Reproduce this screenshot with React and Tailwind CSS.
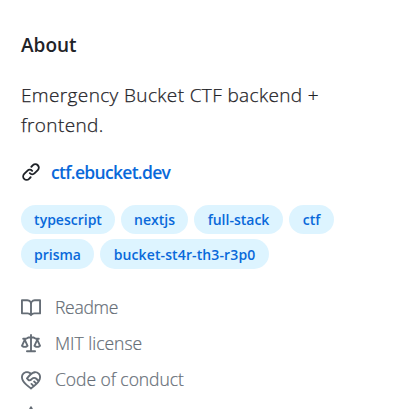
const paths = {
  link: "m7.775 3.275 1.25-1.25a3.5 3.5 0 1 1 4.95 4.95l-2.5 2.5a3.5 3.5 0 0 1-4.95 0 .751.751 0 0 1 .018-1.042.751.751 0 0 1 1.042-.018 1.998 1.998 0 0 0 2.83 0l2.5-2.5a2.002 2.002 0 0 0-2.83-2.83l-1.25 1.25a.751.751 0 0 1-1.042-.018.751.751 0 0 1-.018-1.042Zm-4.69 9.64a1.998 1.998 0 0 0 2.83 0l1.25-1.25a.751.751 0 0 1 1.042.018.751.751 0 0 1 .018 1.042l-1.25 1.25a3.5 3.5 0 1 1-4.95-4.95l2.5-2.5a3.5 3.5 0 0 1 4.95 0 .751.751 0 0 1-.018 1.042.751.751 0 0 1-1.042.018 1.998 1.998 0 0 0-2.83 0l-2.5 2.5a1.998 1.998 0 0 0 0 2.83Z",
  book: "M0 1.75A.75.75 0 0 1 .75 1h4.253c1.227 0 2.317.59 3 1.501A3.743 3.743 0 0 1 11.006 1h4.245a.75.75 0 0 1 .75.75v10.5a.75.75 0 0 1-.75.75h-4.507a2.25 2.25 0 0 0-1.591.659l-.622.621a.75.75 0 0 1-1.06 0l-.622-.621A2.25 2.25 0 0 0 5.258 13H.75a.75.75 0 0 1-.75-.75Zm7.251 10.324.004-5.073-.002-2.253A2.25 2.25 0 0 0 5.003 2.5H1.5v9h3.757a3.75 3.75 0 0 1 1.994.574ZM8.755 4.75l-.004 7.322a3.752 3.752 0 0 1 1.992-.572H14.5v-9h-3.495a2.25 2.25 0 0 0-2.25 2.25Z",
  law: "M8.75.75V2h.985c.304 0 .603.08.867.231l1.29.736c.038.022.08.033.124.033h2.234a.75.75 0 0 1 0 1.5h-.427l2.111 4.692a.75.75 0 0 1-.154.838l-.53-.53.529.531-.001.002-.002.002-.006.006-.006.005-.01.01-.045.04c-.21.176-.441.327-.686.45C14.556 10.78 13.88 11 13 11a4.498 4.498 0 0 1-2.023-.454 3.544 3.544 0 0 1-.686-.45l-.045-.04-.016-.015-.006-.006-.004-.004v-.001a.75.75 0 0 1-.154-.838L12.178 4.5h-.162c-.305 0-.604-.079-.868-.231l-1.29-.736a.245.245 0 0 0-.124-.033H8.75V13h2.5a.75.75 0 0 1 0 1.5h-6.5a.75.75 0 0 1 0-1.5h2.5V3.5h-.984a.245.245 0 0 0-.124.033l-1.289.737c-.265.15-.564.23-.869.23h-.162l2.112 4.692a.75.75 0 0 1-.154.838l-.53-.53.529.531-.001.002-.002.002-.006.006-.016.015-.045.04c-.21.176-.441.327-.686.45C4.556 10.78 3.88 11 3 11a4.498 4.498 0 0 1-2.023-.454 3.544 3.544 0 0 1-.686-.45l-.045-.04-.016-.015-.006-.006-.004-.004v-.001a.75.75 0 0 1-.154-.838L2.178 4.5H1.75a.75.75 0 0 1 0-1.5h2.234a.249.249 0 0 0 .125-.033l1.288-.737c.265-.15.564-.23.869-.23h.984V.75a.75.75 0 0 1 1.5 0Zm2.945 8.477c.285.135.718.273 1.305.273s1.02-.138 1.305-.273L13 6.327Zm-10 0c.285.135.718.273 1.305.273s1.02-.138 1.305-.273L3 6.327Z",
  conduct: "M8.048 2.241c.964-.709 2.079-1.238 3.325-1.241a4.616 4.616 0 0 1 3.282 1.355c.41.408.757.86.996 1.428.238.568.348 1.206.347 1.968 0 2.193-1.505 4.254-3.081 5.862-1.496 1.526-3.213 2.796-4.249 3.563l-.22.163a.749.749 0 0 1-.895 0l-.221-.163c-1.036-.767-2.753-2.037-4.249-3.563C1.51 10.008.007 7.952.002 5.762a4.614 4.614 0 0 1 1.353-3.407C3.123.585 6.223.537 8.048 2.24Zm-1.153.983c-1.25-1.033-3.321-.967-4.48.191a3.115 3.115 0 0 0-.913 2.335c0 1.556 1.109 3.24 2.652 4.813C5.463 11.898 6.96 13.032 8 13.805c.353-.262.758-.565 1.191-.905l-1.326-1.223a.75.75 0 0 1 1.018-1.102l1.48 1.366c.328-.281.659-.577.984-.887L9.99 9.802a.75.75 0 1 1 1.019-1.103l1.384 1.28c.295-.329.566-.661.81-.995L12.92 8.7l-1.167-1.168c-.674-.671-1.78-.664-2.474.03-.268.269-.538.537-.802.797-.893.882-2.319.843-3.185-.032-.346-.35-.693-.697-1.043-1.047a.75.75 0 0 1-.04-1.016c.162-.191.336-.401.52-.623.62-.748 1.356-1.637 2.166-2.417Zm7.112 4.442c.313-.65.491-1.293.491-1.916v-.001c0-.614-.088-1.045-.23-1.385-.143-.339-.357-.633-.673-.949a3.111 3.111 0 0 0-2.218-.915c-1.092.003-2.165.627-3.226 1.602-.823.755-1.554 1.637-2.228 2.45l-.127.154.562.566a.755.755 0 0 0 1.066.02l.794-.79c1.258-1.258 3.312-1.31 4.594-.032.396.394.792.791 1.173 1.173Z",
  star: "M8 .25a.75.75 0 0 1 .673.418l1.882 3.815 4.21.612a.75.75 0 0 1 .416 1.279l-3.046 2.97.719 4.192a.751.751 0 0 1-1.088.791L8 12.347l-3.766 1.98a.75.75 0 0 1-1.088-.79l.72-4.194L.818 6.374a.75.75 0 0 1 .416-1.28l4.21-.611L7.327.668A.75.75 0 0 1 8 .25Zm0 2.445L6.615 5.5a.75.75 0 0 1-.564.41l-3.097.45 2.24 2.184a.75.75 0 0 1 .216.664l-.528 3.084 2.769-1.456a.75.75 0 0 1 .698 0l2.77 1.456-.53-3.084a.75.75 0 0 1 .216-.664l2.24-2.183-3.096-.45a.75.75 0 0 1-.564-.41L8 2.694Z",
};

function Icon({ name }) {
  return (
    <svg viewBox="0 0 16 16" className="size-5 shrink-0 fill-current" aria-hidden="true">
      <path d={paths[name]} />
    </svg>
  );
}

const topics = [
  ["typescript", "h-[29px] w-[94px]"],
  ["nextjs", "h-[29px] w-[67px]"],
  ["full-stack", "h-[29px] w-[89px]"],
  ["ctf", "h-[29px] w-[45px]"],
  ["prisma", "h-[30px] w-[73px]"],
  ["bucket-st4r-th3-r3p0", "h-[30px] w-[169px] tracking-[0.12px]"],
];

const details = [
  ["book", "Readme", "tracking-[-0.3px]"],
  ["law", "MIT license", "tracking-[0px]"],
  ["conduct", "Code of conduct", "tracking-[-0.05px]"],
];

export default function App() {
  return (
    <aside className="h-[409px] w-[415px] overflow-hidden bg-white pt-[30px] pl-[21px] font-['Open_Sans',sans-serif] text-[#1f2328]">
      <h2 className="text-[19px] leading-[30px] font-semibold">About</h2>
      <p className="mt-5 w-[330px] text-[19px] leading-[30px] font-light tracking-[0.37px] [-webkit-text-stroke:0.25px]">
        Emergency Bucket CTF backend +<br />
        frontend.
      </p>
      <div className="mt-[17px] flex h-[30px] items-center gap-[10px]">
        <Icon name="link" />
        <a className="text-[17.5px] leading-[30px] font-semibold tracking-[-0.7px] text-[#0969da]">ctf.ebucket.dev</a>
      </div>
      <div className="mt-[18px] flex w-[330px] flex-wrap gap-x-[6px] gap-y-[5px]">
        {topics.map(([label, size]) => (
          <a
            key={label}
            className={`${size} flex items-center justify-center rounded-full bg-[#ddf4ff] text-[14px] font-semibold whitespace-nowrap text-[#0969da]`}
          >
            {label}
          </a>
        ))}
      </div>
      <ul className="mt-[21px] text-[#656d76]">
        {details.map(([icon, label, tracking]) => (
          <li key={icon} className="flex h-9 items-center gap-[14px]">
            <Icon name={icon} />
            <span className={`pb-0.5 text-[17.5px] leading-[30px] font-light [-webkit-text-stroke:0.2px] ${tracking}`}>{label}</span>
          </li>
        ))}
        <li className="flex h-9 items-center">
          <Icon name="star" />
        </li>
      </ul>
    </aside>
  );
}
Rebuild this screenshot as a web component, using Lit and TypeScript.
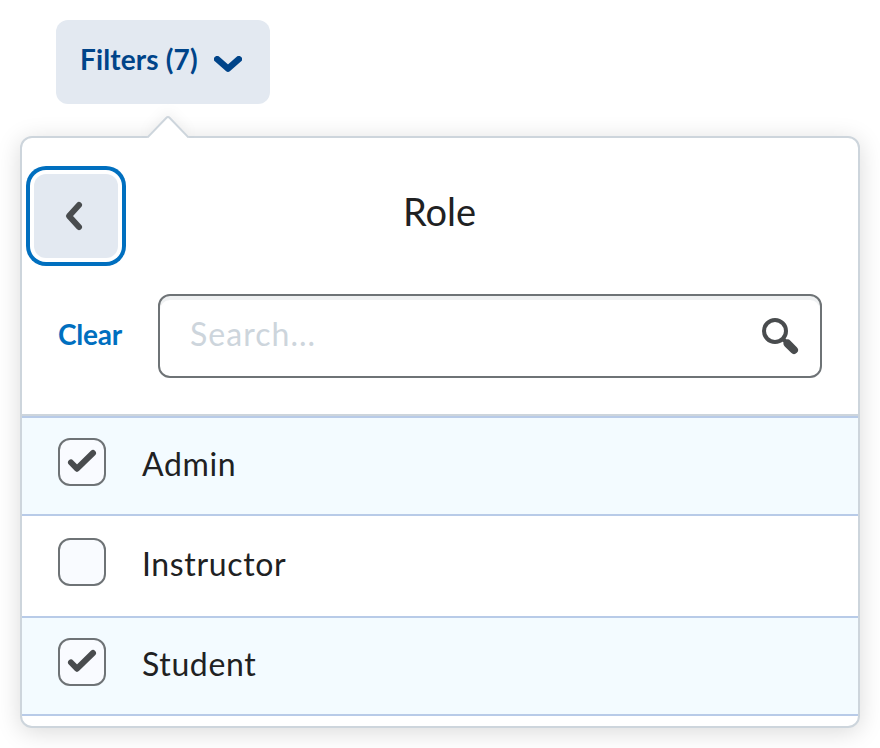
import { LitElement, html, css, svg, nothing } from "lit";
import { customElement, property, state } from "lit/decorators.js";
import { classMap } from "lit/directives/class-map.js";

interface Role {
  name: string;
  selected: boolean;
}

const checkIcon = svg`<path d="M13 24.5 L19 30.7 L35 15" fill="none" stroke="#494c4e" stroke-width="6" stroke-linecap="round" stroke-linejoin="round"/>`;

@customElement("role-item")
export class RoleItem extends LitElement {
  @property() label = "";
  @property({ type: Boolean, reflect: true }) selected = false;

  static styles = css`
    :host {
      display: block;
      color: #202122;
    }
    .row {
      box-sizing: border-box;
      display: flex;
      align-items: flex-start;
      gap: 36px;
      height: 100%;
      padding: var(--row-top, 22px) 36px 0;
    }
    .row.selected {
      background: #f3fbff;
    }
    .box {
      box-sizing: border-box;
      flex: none;
      width: 48px;
      height: 48px;
      border: 2px solid #6e7376;
      border-radius: 12px;
      background: #f9fbff;
    }
    .box svg {
      display: block;
      margin: -2px;
    }
    .label {
      font-size: 32px;
      line-height: 48px;
      letter-spacing: 0.64px;
      padding-top: 2px;
    }
  `;

  render() {
    return html`<div class=${classMap({ row: true, selected: this.selected })}>
      <div class="box" role="checkbox" aria-checked=${this.selected}>
        ${this.selected
          ? html`<svg width="48" height="48" viewBox="0 0 48 48">${checkIcon}</svg>`
          : nothing}
      </div>
      <div class="label">${this.label}</div>
    </div>`;
  }
}

@customElement("app-root")
export class AppRoot extends LitElement {
  @state() private roles: Role[] = [
    { name: "Admin", selected: true },
    { name: "Instructor", selected: false },
    { name: "Student", selected: true },
  ];

  static styles = css`
    :host {
      box-sizing: border-box;
      display: block;
      height: 748px;
      padding: 20px 20px 0;
      overflow: hidden;
      background: #fff;
      font-family: Lato, sans-serif;
      color: #202122;
    }
    button {
      font: inherit;
      border: 0;
      margin: 0;
    }
    .opener {
      box-sizing: border-box;
      display: flex;
      align-items: center;
      gap: 16px;
      width: 214px;
      height: 84px;
      margin-left: 36px;
      padding: 0 24px 6px;
      border-radius: 12px;
      background: #e3e9f1;
      color: #004489;
      font-size: 28px;
      font-weight: 700;
      line-height: 36px;
      letter-spacing: 0.13px;
      white-space: nowrap;
    }
    .opener span {
      width: 118px;
      text-align: left;
    }
    .opener svg {
      flex: none;
      margin-top: 12px;
    }
    .panel {
      position: relative;
      box-sizing: border-box;
      height: 592px;
      margin-top: 32px;
      border: 2px solid #cdd5dc;
      border-radius: 12px;
      background: #fff;
      box-shadow: 0 4px 24px rgba(0, 0, 0, 0.15);
    }
    .pointer {
      position: absolute;
      left: 106px;
      top: -34px;
      filter: drop-shadow(0 -4px 6px rgba(0, 0, 0, 0.05));
      clip-path: inset(0 0 0 0);
    }
    .title-bar {
      display: grid;
      grid-template-columns: 96px 1fr 96px;
      height: 156px;
    }
    .back {
      box-sizing: border-box;
      width: 84px;
      height: 84px;
      margin: 36px 0 0 12px;
      padding: 0;
      border-radius: 12px;
      background: #e3e9f1;
      box-shadow: 0 0 0 4px #fff, 0 0 0 8px #006fbf;
      outline: none;
    }
    .back svg {
      display: block;
    }
    .title {
      padding: 49px 1px 0 0;
      text-align: center;
      font-size: 38px;
      line-height: 48px;
    }
    .search-bar {
      box-sizing: border-box;
      display: flex;
      height: 122px;
      padding: 0 36px;
      border-bottom: 2px solid #cdd5dc;
    }
    .clear {
      width: 100px;
      padding: 0;
      background: none;
      color: #006fbf;
      font-size: 28px;
      font-weight: 700;
      line-height: 36px;
      letter-spacing: -0.2px;
      text-align: left;
      align-self: flex-start;
      margin-top: 22px;
    }
    .field {
      box-sizing: border-box;
      display: flex;
      justify-content: space-between;
      flex: 1;
      height: 84px;
      padding: 14px 18px 0 30px;
      border: 2px solid #6e7376;
      border-radius: 12px;
      box-shadow: inset 0 4px 0 rgba(177, 185, 190, 0.2);
      color: #cdd5dc;
      font-size: 32px;
      line-height: 48px;
      letter-spacing: 1.04px;
    }
    .list {
      display: grid;
      grid-template-rows: 98px 102px 98px;
      border-top: 2px solid #b8cbe8;
    }
    role-item {
      box-sizing: border-box;
      border-bottom: 2px solid #b8cbe8;
      --row-top: 20px;
    }
    role-item:nth-child(2) {
      --row-top: 22px;
    }
  `;

  render() {
    return html`
      <button class="opener">
        <span>Filters (7)</span>
        <svg width="28" height="18" viewBox="0 0 28 18">
          <path d="M3.2 3.2 L14 12.6 L24.8 3.2" fill="none" stroke="#004489" stroke-width="6.4" stroke-linecap="round" stroke-linejoin="round" />
        </svg>
      </button>
      <div class="panel">
        <svg class="pointer" width="80" height="34" viewBox="0 0 80 34">
          <path d="M18 35 L38.2 14 Q40 12.2 41.8 14 L62 35 Z" fill="#fff" />
          <path d="M19.3 33.6 L38.2 14 Q40 12.2 41.8 14 L60.7 33.6" fill="none" stroke="#cdd5dc" stroke-width="2" />
        </svg>
        <div class="title-bar">
          <button class="back" aria-label="Back">
            <svg width="84" height="84" viewBox="0 0 84 84">
              <path d="M45 31 L35 42 L45 53" fill="none" stroke="#494c4e" stroke-width="6" stroke-linecap="round" stroke-linejoin="round" />
            </svg>
          </button>
          <div class="title">Role</div>
        </div>
        <div class="search-bar">
          <button class="clear">Clear</button>
          <div class="field">
            <span>Search...</span>
            <svg width="44" height="52" viewBox="0 0 44 52">
              <circle cx="17" cy="21" r="11" fill="none" stroke="#494c4e" stroke-width="4" />
              <path d="M25 29 L29 33" stroke="#494c4e" stroke-width="4" />
              <path d="M29.6 33.6 L36 40" stroke="#494c4e" stroke-width="8" stroke-linecap="round" />
            </svg>
          </div>
        </div>
        <div class="list">
          ${this.roles.map(
            (role) => html`<role-item .label=${role.name} ?selected=${role.selected}></role-item>`
          )}
        </div>
      </div>
    `;
  }
}
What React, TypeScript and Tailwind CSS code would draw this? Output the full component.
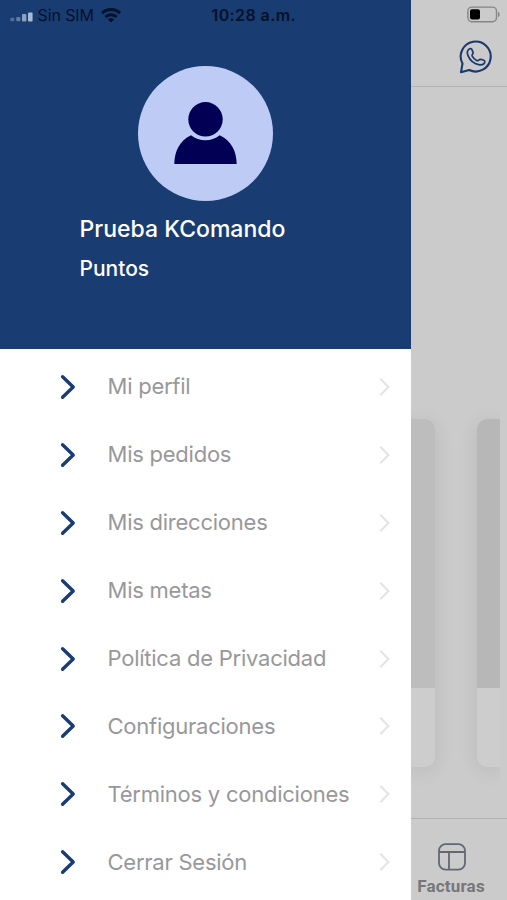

• Exercise:
Find how many lines hold the string "screenshot", and state that number alone.

• Full answer:
2